We've been hearing a lot out of this narrative after a recent Gallup poll showed Republicans are more enthusiastic than Democrats by a 51-39 margin. So is it time to hyperventilate?
I'm not so impressed. One thing that should be kept in mind is that voter enthusiasm is no guarantee of victory although we are hearing a lot about this large correlation.
"Gallup has found a relationship between voting enthusiasm and the outcome of midterm congressional elections, with the party that has the advantage generally faring better in the elections. That pattern also held in the 2008 presidential election, with Democrats reporting greater enthusiasm throughout the year and Barack Obama winning the election"
Yeah, "Gallup found a relationship." Let's see is it anymore than assuming that it matters? Note that the correlation is found more in midterm elections. Consider this as well. In 2008 it's true that at this point in the election cycle the Dems led in enthusiasm by a 26 point margin (61-35). Of course, Obama went on to win a landslide. Case closed right?
Well I'm interested in 2004, though. That year at this time the Democrats also had a big edge in enthusiasm (68-51). We all know how that one turned out. Look, the tricky thing in economics is being able to figure out what correlations are really material and which are actually red herrings. If Bush won in 2004 even if during this same point in the Summer the Dems actually had a stronger lead than the Repubs do now what does that tell you?
It tells me this "relationship" Gallup has "discovered" is a little more tenuous than first appearances suggest. I'd like to suggest another relationship that is at least worth looking at. How about the premise that maybe the party in power always shows less enthusiasm? When you're out of power the party is always more enthusiastic. What's interesting is that in the samples we have here in this Gallup piece we see in every year-2004, 2008, 2010 and this year, the party out of the White House is more enthusiastic.
So maybe that's got something to do with it. In any case, the GOP base is comparatively actually 17 points less enthusiastic than the 2004 Dems for all the good it did us. Indeed those Dems were even more enthusiastic by this measure than the 2008 Dems.
Conclusion: it's an interesting metric but you can read way too much into it. Keep in mind as well that voter enthusiasm tends to droop during the Summer before the conventions. And actually, during the GOP primary what was notable was the low level of enthusiasm GOP primary voters had for Mitt Romney. They ultimately went with him as the one most likely to beat President Obama.
But I would suggest this. Very few people like Mitt Romney. Even the Romney supporters are less Romney supporters than Obama haters. I would argue that most Americans like President Obama and much more of the Obama vote is a vote for hm rather than just a no vote for the other guy. The purely negative support for Romney is a tenuous way to build a winning coalition.

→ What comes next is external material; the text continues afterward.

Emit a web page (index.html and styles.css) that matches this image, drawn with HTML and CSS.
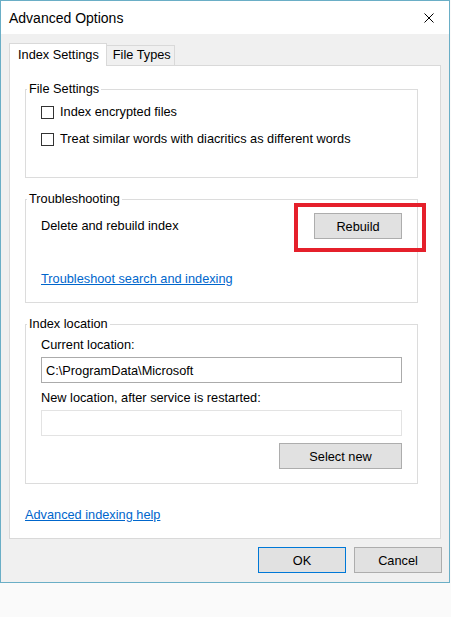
FILE: index.html
```html
<!DOCTYPE html>
<html lang="en">
<head>
<meta charset="utf-8">
<title>Advanced Options</title>
<link rel="stylesheet" href="styles.css">
</head>
<body>
<div class="window">
  <div class="titlebar">
    <span class="title">Advanced Options</span>
    <svg class="close" width="10" height="10" viewBox="0 0 10 10" aria-hidden="true">
      <path d="M0.5 0.5 L9.5 9.5 M9.5 0.5 L0.5 9.5" stroke="#000" stroke-width="1" fill="none"/>
    </svg>
  </div>
  <div class="client">
    <div class="tabs">
      <div class="tab tab-active">Index Settings</div>
      <div class="tab">File Types</div>
    </div>
    <div class="panel">
      <fieldset class="group group-files">
        <legend>File Settings</legend>
        <label class="check"><input type="checkbox"><span>Index encrypted files</span></label>
        <label class="check"><input type="checkbox"><span>Treat similar words with diacritics as different words</span></label>
      </fieldset>
      <fieldset class="group group-trouble">
        <legend>Troubleshooting</legend>
        <div class="rebuild-row">
          <span>Delete and rebuild index</span>
          <span class="mark-wrap">
            <button class="btn btn-rebuild">Rebuild</button>
            <span class="highlight"></span>
          </span>
        </div>
        <a class="link link-trouble" href="#">Troubleshoot search and indexing</a>
      </fieldset>
      <fieldset class="group group-location">
        <legend>Index location</legend>
        <div class="field-label">Current location:</div>
        <input class="textbox" type="text" value="C:\ProgramData\Microsoft" readonly>
        <div class="field-label field-label-2">New location, after service is restarted:</div>
        <input class="textbox textbox-disabled" type="text" value="" disabled>
        <div class="select-row"><button class="btn btn-select">Select new</button></div>
      </fieldset>
      <a class="link link-help" href="#">Advanced indexing help</a>
    </div>
    <div class="footer">
      <button class="btn btn-ok">OK</button>
      <button class="btn">Cancel</button>
    </div>
  </div>
</div>
</body>
</html>
```
FILE: styles.css
```css
html, body {
  margin: 0;
  padding: 0;
}
body {
  background: #fafafa;
  font-family: "Liberation Sans", Arial, sans-serif;
  font-size: 12.75px;
  line-height: 16px;
  color: #000;
}
.window {
  width: 450px;
  height: 583px;
  box-sizing: border-box;
  border: 1px solid #6aaec6;
  background: #f0f0f0;
  display: flex;
  flex-direction: column;
}
.titlebar {
  height: 33px;
  background: #fff;
  display: flex;
  align-items: center;
  justify-content: space-between;
  padding: 0 15px 0 8px;
}
.title {
  font-size: 14px;
  line-height: 18px;
  margin-top: 1px;
}
.close {
  display: block;
}
.client {
  flex: 1;
  display: flex;
  flex-direction: column;
  padding: 9px 8px 0 8px;
}
.tabs {
  display: flex;
  align-items: flex-end;
}
.tab {
  box-sizing: border-box;
  height: 20px;
  line-height: 18px;
  padding: 0 3px 0 6px;
  border: 1px solid #d9d9d9;
  border-bottom: none;
  border-left: none;
  background: #f0f0f0;
}
.tab-active {
  position: relative;
  z-index: 1;
  height: 23px;
  margin-bottom: -1px;
  line-height: 22px;
  padding: 0 7px 0 8px;
  border-left: 1px solid #d9d9d9;
  background: #fff;
}
.panel {
  width: 432px;
  box-sizing: border-box;
  background: #fff;
  border: 1px solid #d9d9d9;
  padding: 16px 22px 15px 15px;
  display: flex;
  flex-direction: column;
}
.group {
  margin: 0;
  border: 1px solid #dcdcdc;
  padding: 0 15px;
  min-width: 0;
  display: flex;
  flex-direction: column;
}
.group legend {
  padding: 0 2px;
  margin-left: -14px;
  line-height: 14px;
}
.group-files {
  padding-top: 6px;
  padding-bottom: 28px;
  gap: 7px;
}
.group-trouble {
  margin-top: 14px;
  padding-top: 7px;
  padding-bottom: 15px;
}
.group-location {
  margin-top: 14px;
  padding-top: 6px;
  padding-bottom: 14px;
}
.check {
  display: flex;
  align-items: center;
  gap: 6px;
  height: 20px;
}
.check input {
  appearance: none;
  -webkit-appearance: none;
  margin: 0;
  width: 13px;
  height: 13px;
  box-sizing: border-box;
  border: 1px solid #333;
  background: #fff;
  flex: none;
}
.rebuild-row {
  display: flex;
  align-items: center;
  justify-content: space-between;
  height: 26px;
}
.mark-wrap {
  position: relative;
  display: block;
}
.highlight {
  position: absolute;
  top: -10px;
  left: -20px;
  right: -24px;
  bottom: -13px;
  border: 4px solid #e5202b;
  pointer-events: none;
}
.btn {
  display: block;
  box-sizing: border-box;
  width: 88px;
  height: 26px;
  margin: 0;
  padding: 0;
  border: 1px solid #adadad;
  background: #e1e1e1;
  font-family: inherit;
  font-size: inherit;
  color: #000;
}
.link {
  color: #0066cc;
  text-decoration: underline;
  align-self: flex-start;
}
.link-trouble {
  margin-top: 32px;
}
.link-help {
  margin-top: 23px;
}
.field-label-2 {
  margin-top: 7px;
}
.textbox {
  display: block;
  box-sizing: border-box;
  width: 100%;
  height: 26px;
  margin: 4px 0 0 0;
  padding: 0 4px;
  border: 1px solid #ababab;
  background: #fff;
  font-family: inherit;
  font-size: inherit;
  color: #000;
  outline: none;
}
.textbox-disabled {
  border-color: #e3e3e3;
}
.select-row {
  display: flex;
  justify-content: flex-end;
  margin-top: 7px;
}
.btn-select {
  width: 123px;
}
.footer {
  display: flex;
  justify-content: flex-end;
  gap: 8px;
  padding: 8px 0 0 0;
  margin-right: -1px;
}
.btn-ok {
  border-color: #0078d7;
}
```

Finally, I can only speak for myself here. but I am very enthusiastic about this election. If you want to understand what's at stake just think about these words, "The Paul Ryan Budget." If any honest liberal doesn't think the stakes are important enough he's out to lunch anyway.
I have this argument with Morgan Warstler all the time. He thinks that in 1980 the country became more conservative. They repented of their liberal past and now the game is played on conservative terms. Obama should have :"done a Clinton" and didn't and will now be punished. He thinks the libs had their time-1913-1980 based on "giving away free stuff" but now the conservatives caught up in 80 and that we are now living in a conservative age.
I think he's wrong though I'll give him credit for saying he'll know he's wrong if Obama wins in November. In reality, I think the conservative wave stopped in 2004, at the nadir of their power, when Buckley wrote his triumphant "Did You Ever See a Dream Walking?"
In 2005, Bush seemed to have it all with both Houses of Congress. He had plans to privatize Social Security. Yet he ended up tabling it. Why? Because there was no political capital to do it. So then 5 years later Paul Ryan tries to take it a different way going after Medicare. He actually dares to plan for Medicare privatization. This was considered the third rail for years.
The point is though is the Repugs lacked the mandate in 2005 and I don't think they suddenly have it now. What Morgan fails to grasp is that the conservative victories from 1980-2004 were the low handing fruit. Now they are trying to aim at the heart of the New Deal. Because that's what this election is really about. A vote for Mitt 'Romney is literally a vote to end the New Deal. I don't see it. I think that the fact that Judge Roberts took the temperature of Americans and realized he couldn't strike down Obamacare shows that the GOP has taken on more than it can chew now.